Many athletes, particularly runners, have discomfort along their IT bands. Though you can't stretch your iliotibial (IT) band directly, if you stretch the tensor fascia latae (TFL), you release tension on the IT band. Use this technique to lengthen the muscles that pull on the IT band and relieve some pressure.

7. Lateral Lunge

  1. Start standing, then step out to the right with your right leg.
  2. Keep both feet pointed forward and lean to your right, straightening your left leg, bending your right knee and sticking your butt back. You should feel a stretch down the inside of your left leg.
  3. Come back up and lean to the left, straightening out your right leg.
  4. Step your left foot up to your right and step to the right again, repeating the stretch.
  5. Do 5 steps to the right and 5 to the left.
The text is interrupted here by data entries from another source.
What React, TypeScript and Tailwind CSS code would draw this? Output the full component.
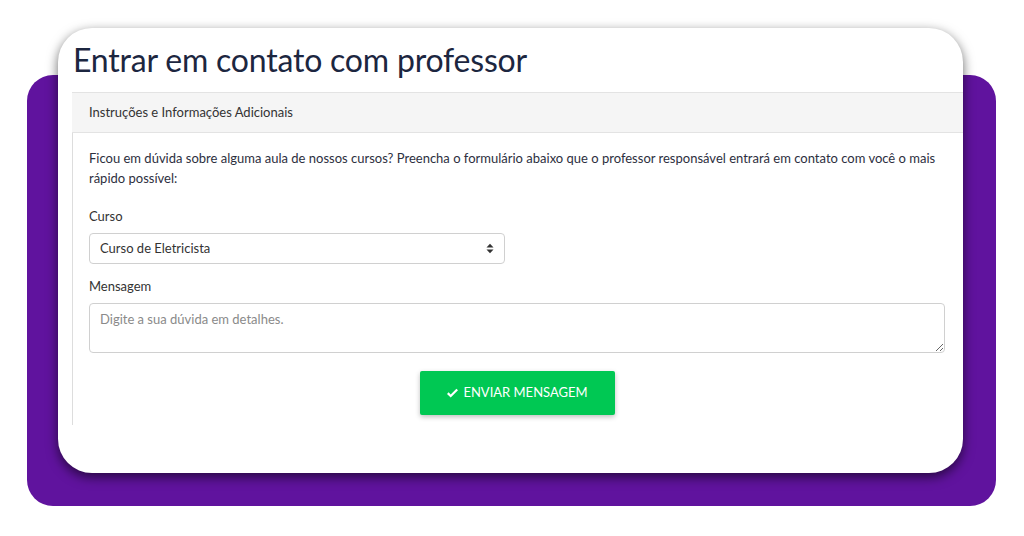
import React from "react";

function SortCaret() {
  return (
    <svg width="8" height="11" viewBox="0 0 8 11" className="text-[#333]">
      <path d="M0.5 4.5 L4 0.8 L7.5 4.5 Z" fill="currentColor" />
      <path d="M0.5 6.5 L4 10.2 L7.5 6.5 Z" fill="currentColor" />
    </svg>
  );
}

function CheckMark() {
  return (
    <svg width="13" height="11" viewBox="0 0 13 11">
      <path d="M1 6 L4.7 9.6 L12 2.2 L10.4 0.7 L4.7 6.4 L2.6 4.3 Z" fill="white" />
    </svg>
  );
}

export default function App() {
  return (
    <div className="w-[1024px] h-[536px] bg-white overflow-hidden font-['Lato',sans-serif]">
      <div className="relative w-[1024px] h-[536px] pt-[28px] pl-[58px]">
        {/* purple backdrop behind the card */}
        <div className="absolute left-[27px] top-[75px] w-[969px] h-[431px] rounded-[26px] bg-[#60139e]" />

        <div className="relative w-[905px] h-[445px] rounded-[34px] bg-white overflow-hidden shadow-[0_4px_12px_rgba(0,0,0,0.6)] flex flex-col">
          <h1 className="pl-[15px] pt-[12px] h-[64px] text-[32px] leading-[40px] text-[#1c2640] tracking-[-0.2px]">
            Entrar em contato com professor
          </h1>

          <div className="ml-[14px] w-[892px] flex flex-col">
            <div className="h-[41px] bg-[#f5f5f5] border-y border-[#e3e3e3] pl-[17px] flex items-center text-[13px] text-[#333]">
              Instruções e Informações Adicionais
            </div>

            <div className="border-l border-[#dddddd] pl-[16px] pr-[17px] pt-[15px] pb-[10px] text-[#2d2f3e]">
              <p className="text-[13px] leading-[20px] w-[856px]">
                Ficou em dúvida sobre alguma aula de nossos cursos? Preencha o formulário abaixo que o professor responsável entrará em contato com você o mais rápido possível:
              </p>

              <label className="block mt-[19px] text-[13px] leading-[18px] text-[#333]">Curso</label>
              <div className="mt-[8px] w-[416px] h-[31px] border border-[#d0d0d0] rounded-[4px] flex items-center justify-between pl-[10px] pr-[10px] text-[13px] text-[#333]">
                <span>Curso de Eletricista</span>
                <SortCaret />
              </div>

              <label className="block mt-[13px] text-[13px] leading-[18px] text-[#333]">Mensagem</label>
              <textarea
                className="mt-[8px] block w-[856px] h-[50px] border border-[#d0d0d0] rounded-[4px] px-[10px] py-[6px] text-[13px] text-[#333] placeholder:text-[#8a8a8a] outline-none"
                placeholder="Digite a sua dúvida em detalhes."
              />

              <div className="mt-[18px] flex justify-center w-[856px]">
                <button
                  type="button"
                  className="w-[195px] h-[44px] bg-[#00c853] text-white text-[13px] uppercase flex items-center justify-center gap-[4px] rounded-[2px] shadow-[0_2px_5px_rgba(0,0,0,0.25)]"
                >
                  <CheckMark />
                  Enviar mensagem
                </button>
              </div>
            </div>
          </div>
        </div>
      </div>
    </div>
  );
}
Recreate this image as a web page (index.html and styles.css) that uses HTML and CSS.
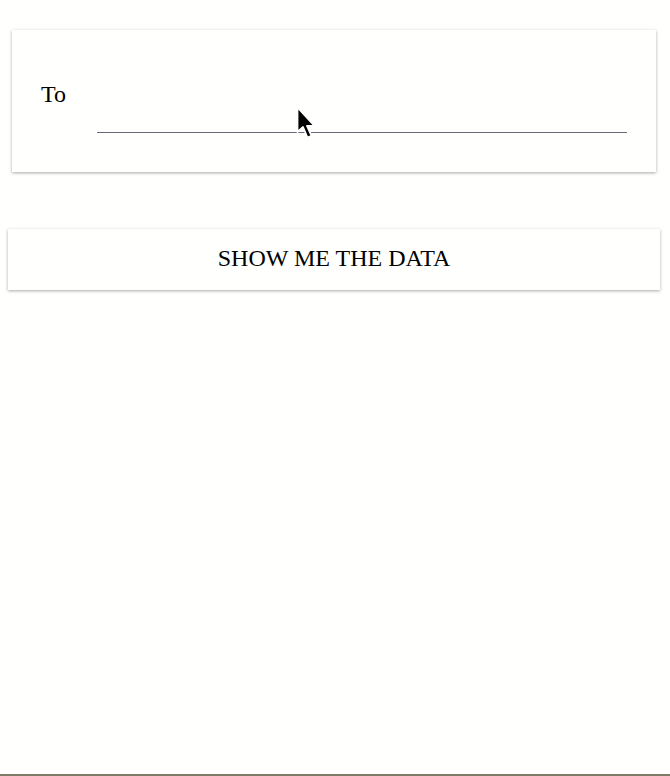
FILE: index.html
```html
<!DOCTYPE html>
<html>
<head>
<meta charset="utf-8">
<link rel="stylesheet" href="styles.css">
</head>
<body>
<div class="page">
  <div class="card">
    <label class="label">To</label>
    <div class="field"></div>
  </div>
  <button class="btn">SHOW ME THE DATA</button>
</div>
<svg class="cursor" width="22" height="36" viewBox="0 0 22 36">
  <path d="M1.5 1.5 L1.5 26 L7 21 L11.5 31.5 L15.5 29.8 L11 19.8 L18.5 19.8 Z" fill="#000" stroke="#fff" stroke-width="1.8" stroke-linejoin="round"/>
</svg>
</body>
</html>
```

FILE: styles.css
```css
html, body {
  margin: 0;
  padding: 0;
}
body {
  width: 670px;
  height: 776px;
  background: #fffffd;
  font-family: "Liberation Serif", "Times New Roman", serif;
  color: #000;
  position: relative;
  overflow: hidden;
  box-sizing: border-box;
  border-bottom: 2px solid #7d7d68;
}
.page {
  display: flex;
  flex-direction: column;
}
.card {
  margin: 30px 14px 0 12px;
  height: 142px;
  box-sizing: border-box;
  padding: 0 29px;
  display: flex;
  align-items: flex-start;
  background: #fffffe;
  box-shadow: 0 1px 3px rgba(0, 0, 0, 0.34);
}
.label {
  width: 56px;
  margin-top: 51px;
  font-size: 24px;
  line-height: 26px;
}
.field {
  flex: 1;
  height: 102px;
  border-bottom: 1px solid #68687a;
}
.btn {
  margin: 57px 10px 0 8px;
  height: 61px;
  box-sizing: border-box;
  padding: 16px 0 19px;
  border: none;
  background: #fffffe;
  box-shadow: 0 1px 3px rgba(0, 0, 0, 0.34);
  font-family: "Liberation Serif", "Times New Roman", serif;
  font-size: 24px;
  line-height: 26px;
  color: #000;
  text-align: center;
}
.cursor {
  position: absolute;
  left: 296px;
  top: 106px;
}
```
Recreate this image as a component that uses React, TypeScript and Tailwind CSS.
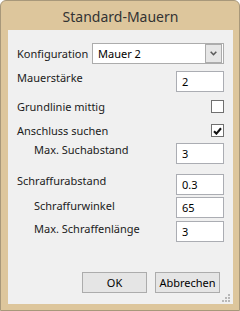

8. Half-Kneeling Calf Stretch

  1. Kneel on a pad, cushion or rolled-up towel on one knee.
  2. Plant the other foot in front of you so that your front knee is bent at 90 degrees. Your back knee should also be bent at 90 degrees.
  3. Put your weight on your front foot and lean forward, trying to drive your knee over your toes. Keep your front heel on the ground.
  4. Come back to the start position, then lean forward again, trying to push slightly farther.
  5. Repeat 10 times on each leg.

Tip

Both the calf muscle and Achilles tendon are common places for injuries, so it's important to take some tension out of your calf by stretching.